**Problem to solve:**
Locate each line in the records containing "this". Copy it.

**Listed entries:**

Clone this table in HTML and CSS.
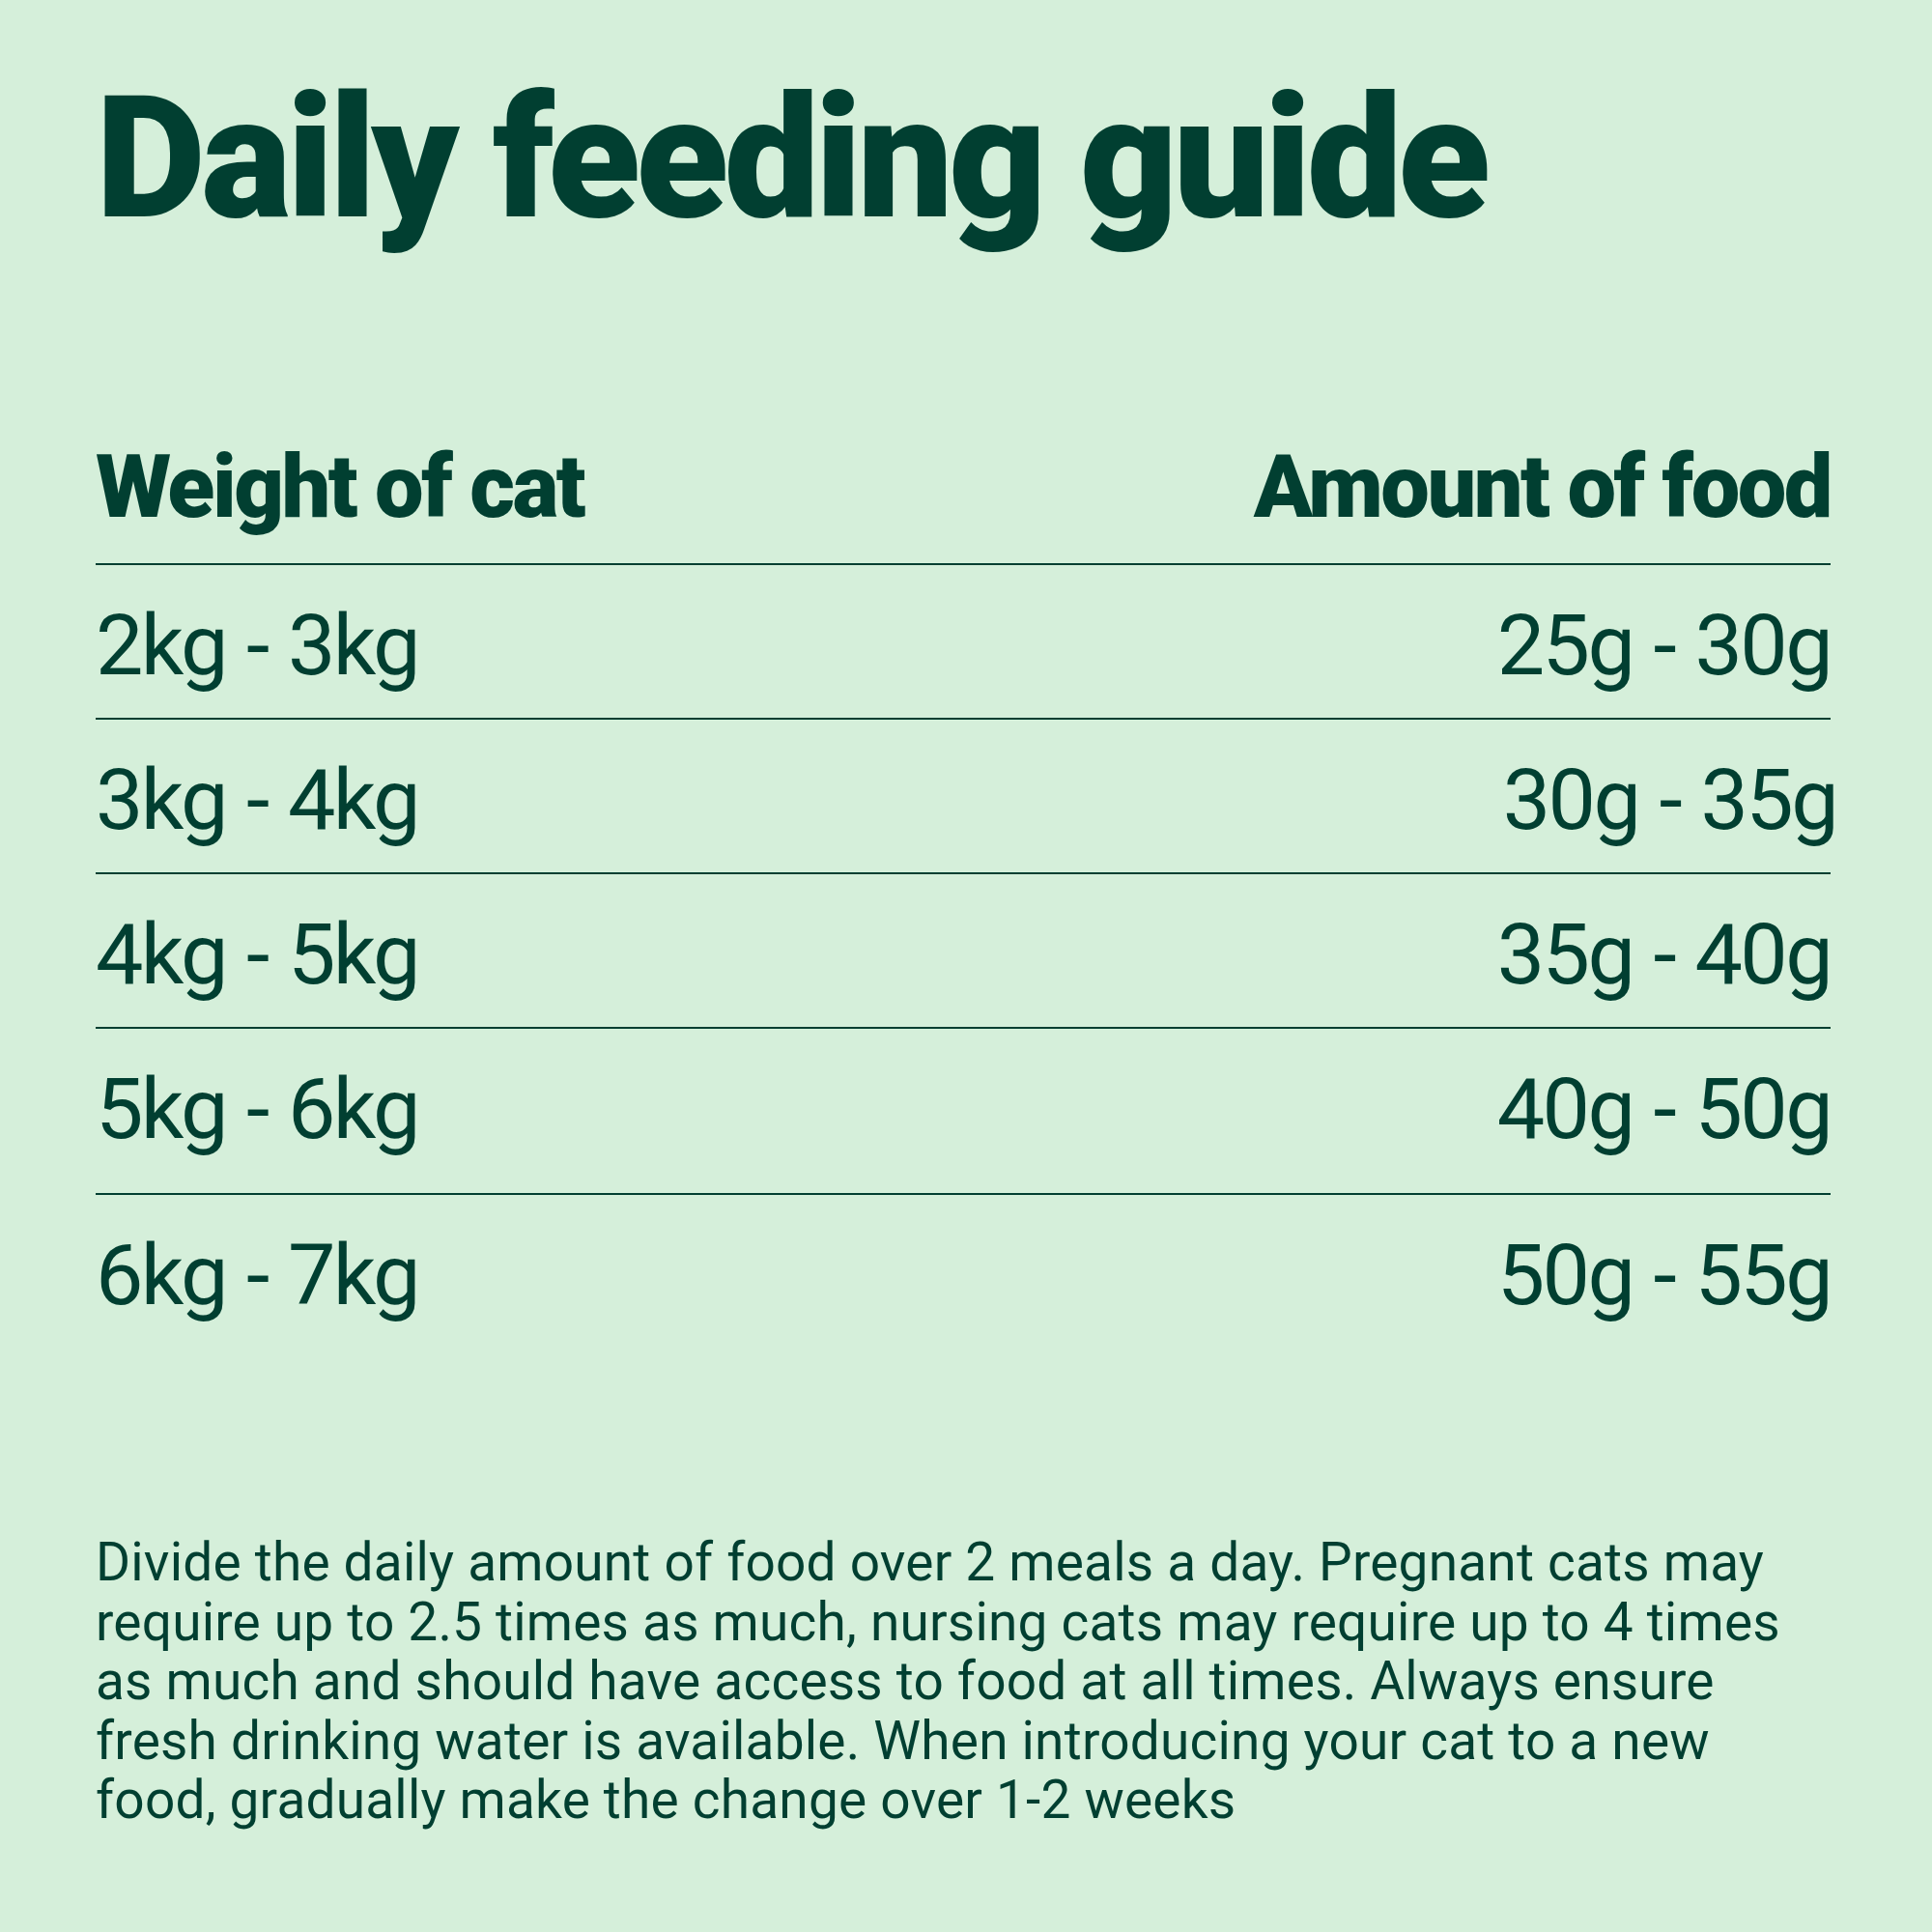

--

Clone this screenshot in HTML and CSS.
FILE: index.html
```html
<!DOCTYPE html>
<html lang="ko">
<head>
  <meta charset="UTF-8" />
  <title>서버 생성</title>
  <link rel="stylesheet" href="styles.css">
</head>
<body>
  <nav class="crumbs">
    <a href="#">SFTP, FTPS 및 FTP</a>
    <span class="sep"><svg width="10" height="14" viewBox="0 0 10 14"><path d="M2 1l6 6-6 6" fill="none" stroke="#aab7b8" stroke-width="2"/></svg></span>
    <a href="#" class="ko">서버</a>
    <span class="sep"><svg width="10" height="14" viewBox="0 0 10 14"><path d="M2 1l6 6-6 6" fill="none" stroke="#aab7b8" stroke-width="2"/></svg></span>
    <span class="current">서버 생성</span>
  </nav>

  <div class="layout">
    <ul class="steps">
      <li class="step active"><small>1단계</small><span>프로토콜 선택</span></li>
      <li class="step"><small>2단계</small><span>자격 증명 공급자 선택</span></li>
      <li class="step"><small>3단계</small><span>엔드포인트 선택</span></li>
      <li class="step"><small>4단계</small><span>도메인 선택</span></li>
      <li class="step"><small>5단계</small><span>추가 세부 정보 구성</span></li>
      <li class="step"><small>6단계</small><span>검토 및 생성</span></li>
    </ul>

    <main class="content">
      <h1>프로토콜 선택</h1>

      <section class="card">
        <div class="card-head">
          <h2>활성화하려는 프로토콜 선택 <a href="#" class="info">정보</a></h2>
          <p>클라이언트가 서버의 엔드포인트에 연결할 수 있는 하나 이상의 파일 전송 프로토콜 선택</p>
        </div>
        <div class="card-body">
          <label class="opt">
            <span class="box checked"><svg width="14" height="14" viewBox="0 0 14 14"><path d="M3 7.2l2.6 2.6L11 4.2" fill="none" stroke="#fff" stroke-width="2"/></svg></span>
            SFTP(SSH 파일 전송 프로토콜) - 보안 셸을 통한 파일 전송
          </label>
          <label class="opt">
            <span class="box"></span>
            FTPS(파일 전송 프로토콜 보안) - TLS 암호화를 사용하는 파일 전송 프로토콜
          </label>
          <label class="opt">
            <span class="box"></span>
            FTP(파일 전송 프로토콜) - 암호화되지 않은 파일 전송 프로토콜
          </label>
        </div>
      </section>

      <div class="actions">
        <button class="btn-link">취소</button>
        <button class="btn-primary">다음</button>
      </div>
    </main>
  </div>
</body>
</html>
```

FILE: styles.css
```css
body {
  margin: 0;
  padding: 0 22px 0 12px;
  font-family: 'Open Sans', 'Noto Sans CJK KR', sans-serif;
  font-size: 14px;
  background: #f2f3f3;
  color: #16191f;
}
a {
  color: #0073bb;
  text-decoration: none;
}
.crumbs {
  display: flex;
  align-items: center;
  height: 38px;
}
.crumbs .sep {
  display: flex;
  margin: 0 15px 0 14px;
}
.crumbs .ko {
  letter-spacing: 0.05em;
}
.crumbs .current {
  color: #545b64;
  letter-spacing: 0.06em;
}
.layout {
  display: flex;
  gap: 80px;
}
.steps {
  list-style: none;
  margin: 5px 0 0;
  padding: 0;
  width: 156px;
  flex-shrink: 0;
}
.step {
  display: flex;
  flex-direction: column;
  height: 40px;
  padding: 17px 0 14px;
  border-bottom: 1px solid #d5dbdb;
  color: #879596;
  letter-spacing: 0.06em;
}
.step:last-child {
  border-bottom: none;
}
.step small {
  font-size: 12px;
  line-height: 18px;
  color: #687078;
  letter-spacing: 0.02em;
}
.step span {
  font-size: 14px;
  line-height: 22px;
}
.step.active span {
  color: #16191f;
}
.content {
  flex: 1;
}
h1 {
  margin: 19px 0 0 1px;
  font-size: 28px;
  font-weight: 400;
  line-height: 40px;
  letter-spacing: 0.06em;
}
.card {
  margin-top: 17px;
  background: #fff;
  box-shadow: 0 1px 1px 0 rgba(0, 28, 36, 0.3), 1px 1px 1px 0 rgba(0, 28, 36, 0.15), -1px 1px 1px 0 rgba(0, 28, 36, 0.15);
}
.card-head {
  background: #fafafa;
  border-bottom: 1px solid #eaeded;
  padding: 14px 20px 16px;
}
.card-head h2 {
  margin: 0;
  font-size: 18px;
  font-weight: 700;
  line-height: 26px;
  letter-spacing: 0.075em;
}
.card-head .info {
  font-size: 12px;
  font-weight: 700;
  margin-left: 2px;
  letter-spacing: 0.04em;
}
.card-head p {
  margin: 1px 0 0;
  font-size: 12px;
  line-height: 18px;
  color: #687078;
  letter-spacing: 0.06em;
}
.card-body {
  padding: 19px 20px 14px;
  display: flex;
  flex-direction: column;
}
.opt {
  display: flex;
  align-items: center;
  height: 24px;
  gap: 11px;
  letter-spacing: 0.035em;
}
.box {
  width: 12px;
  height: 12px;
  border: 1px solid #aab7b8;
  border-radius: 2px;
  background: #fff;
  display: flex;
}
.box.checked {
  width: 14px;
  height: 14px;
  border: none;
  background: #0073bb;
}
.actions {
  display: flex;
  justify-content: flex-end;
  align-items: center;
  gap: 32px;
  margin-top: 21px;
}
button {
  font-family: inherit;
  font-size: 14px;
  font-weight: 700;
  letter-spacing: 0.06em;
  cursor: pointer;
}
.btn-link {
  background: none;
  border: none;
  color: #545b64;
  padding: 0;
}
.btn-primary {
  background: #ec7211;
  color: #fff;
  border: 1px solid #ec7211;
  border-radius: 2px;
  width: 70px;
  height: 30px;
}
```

**Output below:**
Clone this table in HTML and CSS.
Clone this screenshot in HTML and CSS.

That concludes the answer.